Now we have four parameters to set up — the uchar4 *result, the two float4 parameters and the scalar.

result = cl.makeMemory(4*width*height)
kernel[0] = result
kernel[1] = Vector4(-0.2, -0.4, 0.3,Math.random())
kernel[2] = Vector4(0.5,0.7,1,1)
kernel[3] = 0.0003

This code sets the four parameters to the kernel. The first parameter needs to be created — it's essentially a very fancy malloc. For the next two we can use Field's Vector4 class.

Now we have our compiled code, an entry function and parameters for the entry function — all that remains is to execute the code:

kernel.execute2D(width,height,-1,-1)

(Those -1's refer to the size of the work units, the geometry of how the parallel ray tracing jobs get split up over the dazzling number of processors inside your GPU, '-1' tells OpenCL / Apple to figure it all out itself).

Part 3 — seeing the result

You might have just ray traced a quaternion Julia set, but you still can't see it. Time to tie the result buffer to a texture.

glTexture = cl.addTexture(0, plane, width, height)

That call adds a texture to plane of the right width and height connected to texture unit 0 (the first one).

Finally, the code that actually "transfers" data from result to the texture.

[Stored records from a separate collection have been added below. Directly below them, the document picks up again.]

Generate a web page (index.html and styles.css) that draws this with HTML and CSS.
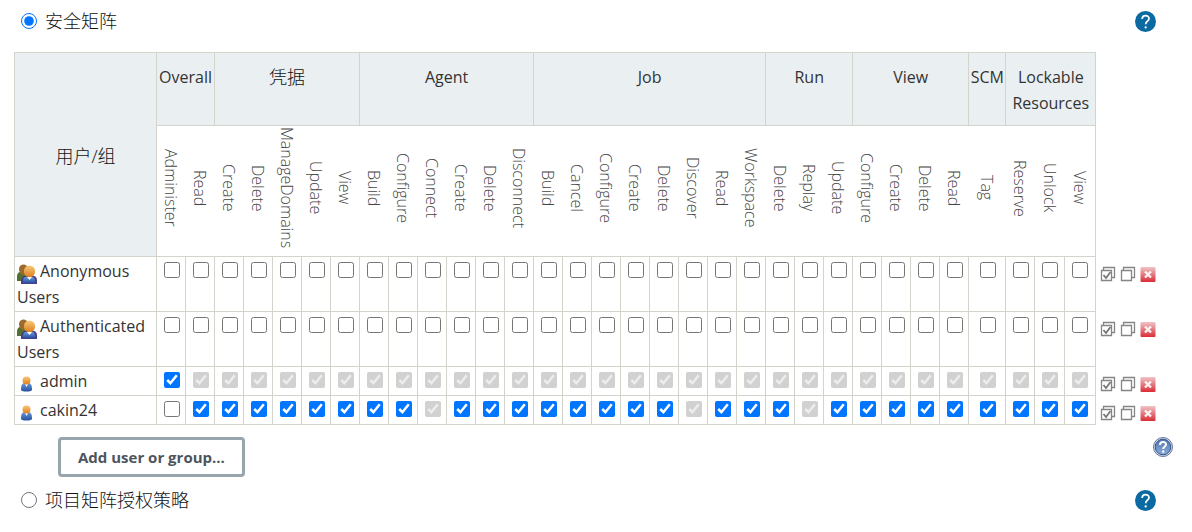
FILE: index.html
```html
<!DOCTYPE html>
<html lang="zh-CN">
<head>
  <meta charset="UTF-8" />
  <meta name="viewport" content="width=device-width, initial-scale=1.0"/>
  <title>安全矩阵</title>
  <link rel="stylesheet" href="styles.css">
</head>
<body>
  <svg class="sprite" aria-hidden="true">
    <defs>
      <linearGradient id="skin" x1="0" y1="0" x2="0" y2="1">
        <stop offset="0" stop-color="#f8c878"/>
        <stop offset="1" stop-color="#dd8020"/>
      </linearGradient>
      <linearGradient id="shirt" x1="0" y1="0" x2="0" y2="1">
        <stop offset="0" stop-color="#6c9bd8"/>
        <stop offset="1" stop-color="#2450a0"/>
      </linearGradient>
      <linearGradient id="red" x1="0" y1="0" x2="0" y2="1">
        <stop offset="0" stop-color="#f0c4c6"/>
        <stop offset="0.500" stop-color="#e27a80"/>
        <stop offset="1" stop-color="#dc2c36"/>
      </linearGradient>
      <linearGradient id="blue" x1="0" y1="0" x2="0" y2="1">
        <stop offset="0" stop-color="#5275b0"/>
        <stop offset="1" stop-color="#89add8"/>
      </linearGradient>
    </defs>
    <symbol id="group" viewBox="0 0 20 20">
      <path d="M0 17v-4c0-3 1-5 4-5h4c2 0 3 3 3 5v4z" fill="#52702f"/>
      <path d="M2 5c0-6 9-6 9 0 0 3-1 6-4 6S2 8 2 5z" fill="#9d6b2d"/>
      <path d="M4 20v-3c0-3 2-5 5-5h7c3 0 4 2 4 5v3z" fill="#4a3f8e"/>
      <path d="M6 19v-2c0-2 1-4 3-4h6c2 0 3 2 3 4v2z" fill="url(#shirt)"/>
      <path d="M10 13l2.500 3 2.500-3z" fill="#fff"/>
      <path d="M7 7c0-7 11-7 11 0 0 4-2 6-5.500 6S7 11 7 7z" fill="url(#skin)"/>
    </symbol>
    <symbol id="user" viewBox="0 0 20 20">
      <path d="M4 16c0-5 1-7 4-7h3c3 0 4 2 4 7-1 2-10 2-11 0z" fill="url(#shirt)"/>
      <path d="M8 10l1.500 3 1.500-3z" fill="#fff"/>
      <circle cx="9.500" cy="6.500" r="4" fill="url(#skin)"/>
    </symbol>
    <symbol id="select" viewBox="0 0 16 16">
      <path d="M3.500 4v-2.500h11v10h-2.500M1.500 4.500h10v10h-10z" fill="none" stroke="#858585" stroke-width="1.300"/>
      <path d="M3.500 9l2.500 3 4.500-6" fill="none" stroke="#777" stroke-width="1.800"/>
    </symbol>
    <symbol id="unselect" viewBox="0 0 16 16">
      <path d="M3.500 4v-2.500h11v10h-2.500M1.500 4.500h10v10h-10z" fill="none" stroke="#858585" stroke-width="1.300"/>
    </symbol>
    <symbol id="remove" viewBox="0 0 16 16">
      <rect x="0.500" y="1" width="15" height="15" rx="1" fill="url(#red)"/>
      <path d="M5 5.500l6 6M11 5.500l-6 6" stroke="#fff" stroke-width="2.400" stroke-opacity="0.900"/>
    </symbol>
    <symbol id="help" viewBox="0 0 24 24">
      <circle cx="12" cy="12" r="12" fill="#0b6aa2"/>
      <path d="M8.200 9.200c0-5.200 7.800-5 7.800-.4 0 2.700-3.800 3.100-3.800 6.200" fill="none" stroke="#fff" stroke-width="2"/>
      <circle cx="12.200" cy="18.800" r="1.300" fill="#fff"/>
    </symbol>
    <symbol id="help-old" viewBox="0 0 20 20">
      <circle cx="10" cy="10" r="9.500" fill="#d5dce8" stroke="#63779d"/>
      <circle cx="10" cy="10" r="7.800" fill="url(#blue)" stroke="#35568f"/>
      <path d="M7 8c0-4 6-4 6-.5 0 2-2.800 2-2.800 4.500" fill="none" stroke="#fff" stroke-width="2"/>
      <circle cx="10.200" cy="14.500" r="1.200" fill="#fff"/>
    </symbol>
  </svg>

  <main class="strategies">
    <div class="strategy">
      <input type="radio" name="authorization" id="matrix" checked />
      <label for="matrix">安全矩阵</label>
      <a class="help" href="#" aria-label="Help"><svg><use href="#help"/></svg></a>
    </div>

    <table class="matrix">
      <colgroup>
        <col class="col-name">
        <col class="col-perm" span="28">
        <col class="col-scm">
        <col class="col-perm">
        <col class="col-unlock">
        <col class="col-last">
        <col>
      </colgroup>
      <thead>
        <tr class="groups" id="groups">
          <th class="pane-header name-header" rowspan="2"><span class="cn">用户/组</span></th>
        </tr>
        <tr class="perms" id="perms"></tr>
      </thead>
      <tbody id="users"></tbody>
    </table>

    <div class="add-row">
      <button type="button" class="add-button">Add user or group...</button>
      <a class="help-old" href="#" aria-label="Help"><svg><use href="#help-old"/></svg></a>
    </div>

    <div class="strategy">
      <input type="radio" name="authorization" id="project-matrix" />
      <label for="project-matrix">项目矩阵授权策略</label>
      <a class="help" href="#" aria-label="Help"><svg><use href="#help"/></svg></a>
    </div>
  </main>

  <script>
    const groups = [
      ["Overall", ["Administer", "Read"]],
      ['<span class="cn">凭据</span>', ["Create", "Delete", "ManageDomains", "Update", "View"]],
      ["Agent", ["Build", "Configure", "Connect", "Create", "Delete", "Disconnect"]],
      ["Job", ["Build", "Cancel", "Configure", "Create", "Delete", "Discover", "Read", "Workspace"]],
      ["Run", ["Delete", "Replay", "Update"]],
      ["View", ["Configure", "Create", "Delete", "Read"]],
      ["SCM", ["Tag"]],
      ["Lockable Resources", ["Reserve", "Unlock", "View"]],
    ];
    const perms = groups.flatMap(([group, names]) =>
      names.map((name) => group.replace(/<[^>]+>/g, "") + "/" + name));
    const implied = ["Agent/Connect", "Job/Discover", "Run/Replay"];

    // state() gives the attributes of one checkbox
    const users = [
      { name: "Anonymous Users", icon: "group", state: () => "" },
      { name: "Authenticated Users", icon: "group", state: () => "" },
      { name: "admin", icon: "user", state: (p) => p === "Overall/Administer" ? "checked" : "checked disabled" },
      {
        name: "cakin24", icon: "user",
        state: (p) => p === "Overall/Administer" ? "" : implied.includes(p) ? "checked disabled" : "checked",
      },
    ];

    // Header rows
    groups.forEach(([group, names]) => {
      document.getElementById("groups").insertAdjacentHTML("beforeend",
        `<th class="pane-header" colspan="${names.length}">${group}</th>`);
      names.forEach((name) => {
        document.getElementById("perms").insertAdjacentHTML("beforeend",
          `<th><span>${name}</span></th>`);
      });
    });

    // One row for each user or group
    document.getElementById("users").innerHTML = users.map((user) => `
      <tr>
        <td class="name"><svg><use href="#${user.icon}"/></svg>${user.name}</td>
        ${perms.map((p) => `<td class="perm"><input type="checkbox" aria-label="${user.name} ${p}" ${user.state(p)}></td>`).join("")}
        <td class="actions">
          <div>
            <button type="button" aria-label="Select all"><svg><use href="#select"/></svg></button>
            <button type="button" aria-label="Unselect all"><svg><use href="#unselect"/></svg></button>
            <button type="button" aria-label="Remove"><svg><use href="#remove"/></svg></button>
          </div>
        </td>
      </tr>`).join("");
  </script>
</body>
</html>
```
FILE: styles.css
```css
body {
  margin: 0;
  background: #fff;
  color: #333;
  font-family: "Open Sans", "Noto Sans CJK SC", sans-serif;
  font-size: 16px;
  line-height: 26px;
}
.sprite {
  position: absolute;
  width: 0;
  height: 0;
}
svg {
  display: block;
}
.strategies {
  padding: 8px 14px;
}
.strategy {
  display: flex;
  align-items: center;
  padding: 0 22px 0 7px;
  color: #111;
  font-size: 18px;
  font-weight: 300;
}
.strategy input {
  width: 16px;
  height: 16px;
  margin: 0 8px 0 0;
}
.help {
  margin-left: auto;
}
.help svg {
  width: 21px;
  height: 21px;
}
.matrix {
  table-layout: fixed;
  width: 100%;
  margin-top: 18px;
  border-collapse: collapse;
}
.col-name {
  width: 142px;
}
.col-perm {
  width: 29px;
}
.col-scm {
  width: 37px;
}
.col-unlock {
  width: 30px;
}
.col-last {
  width: 31px;
}
.matrix th,
.matrix td {
  padding: 0;
  font-weight: 400;
  vertical-align: top;
}
.matrix .pane-header {
  padding: 11px 0 9px;
  border: 1px solid #d3d4cc;
  background: #eaeff2;
}
.matrix .name-header {
  vertical-align: middle;
}
.cn {
  display: block;
  color: #111;
  font-size: 18px;
  font-weight: 300;
}
.perms th {
  height: 130px;
}
.perms th:last-child {
  border-right: 1px solid #d3d4cc;
}
.perms span {
  display: block;
  height: 124px;
  margin: 0 auto;
  color: #444;
  font-weight: 300;
  writing-mode: vertical-rl;
  white-space: nowrap;
}
.matrix .name,
.matrix .perm {
  padding: 1px 2px;
  border: 1px solid #d3d4cc;
}
.name svg {
  float: left;
  width: 20px;
  height: 20px;
  margin: 6px 3px 0 0;
}
.perm input {
  display: block;
  width: 16px;
  height: 16px;
  margin: 4px 0 4px 5px;
}
/* the SCM column is wider than the others */
.perm:nth-child(30) input {
  margin-left: 9px;
}
.actions div {
  display: flex;
  gap: 4px;
  padding: 9px 0 0 4px;
}
.actions button {
  padding: 0;
  border: none;
  background: none;
  cursor: pointer;
}
.actions svg {
  width: 16px;
  height: 16px;
}
.add-row {
  display: flex;
  justify-content: space-between;
  align-items: flex-start;
  padding: 12px 5px 10px 44px;
}
.add-button {
  padding: 6px 17px;
  border: 3px solid #98a5ad;
  border-radius: 4px;
  background: #fff;
  color: #4d545d;
  font: bold 15px/22px "Open Sans", sans-serif;
  cursor: pointer;
}
.help-old svg {
  width: 20px;
  height: 20px;
}
```
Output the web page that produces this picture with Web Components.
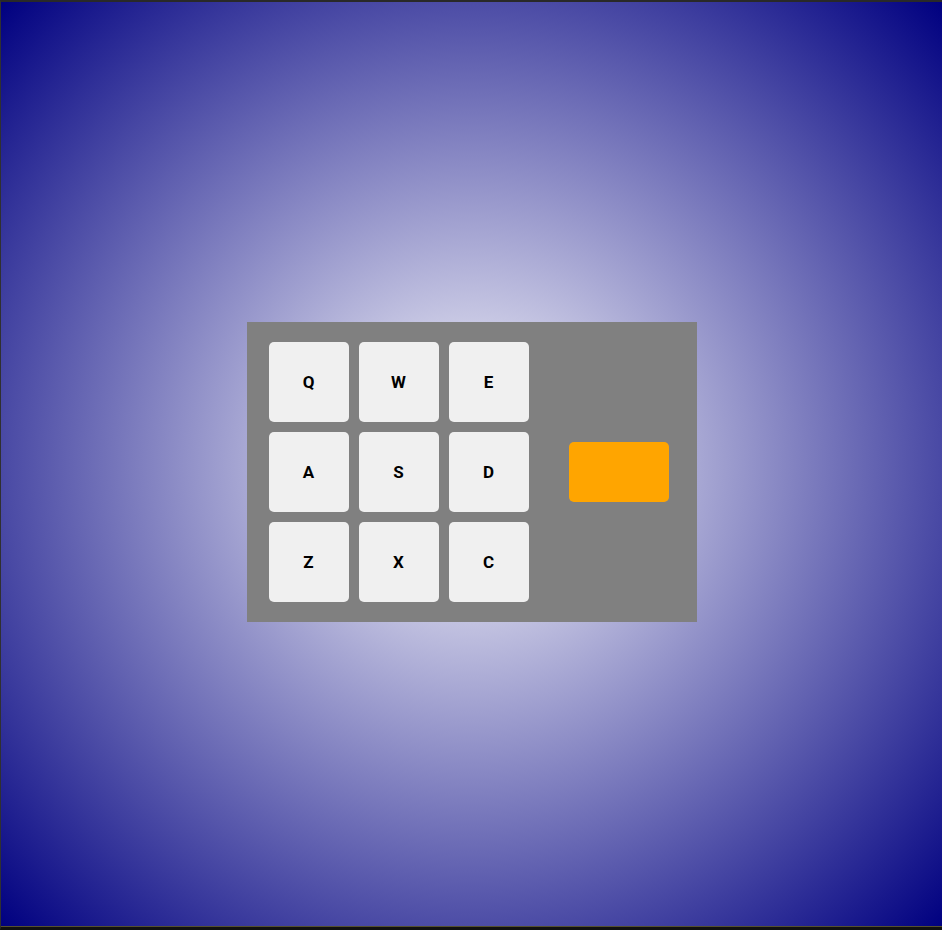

glTexture.copyBufferToTexture(result);

With this call you'll see your Julia set on the screen:

For extra fun we create a new element in Field and write:

def update():
    kernel[1] = Vector4(-0.2, -0.4, 0.3,Math.random())
    kernel.execute2D(width,height,-1,-1)
    glTexture.copyBufferToTexture(result);

_r = update

This randomizes one of the parameters, executes the kernel and copies out the result. Then, when we option-click on this box, we get an animated ray-traced quaternion julia set, moving faster than the eye can see. If you weren't there, you've no idea how cool this would have been back in '92.

Where to go from here

The first thing you might do is prod us for more documentation — it's a pretty small API and we think we've got it covered under the hood. The drivers are rough at this stage, but we're pretty excited about OpenCL — we're going to be using it in production pretty soon, so we'd appreciate some extra eyeballs.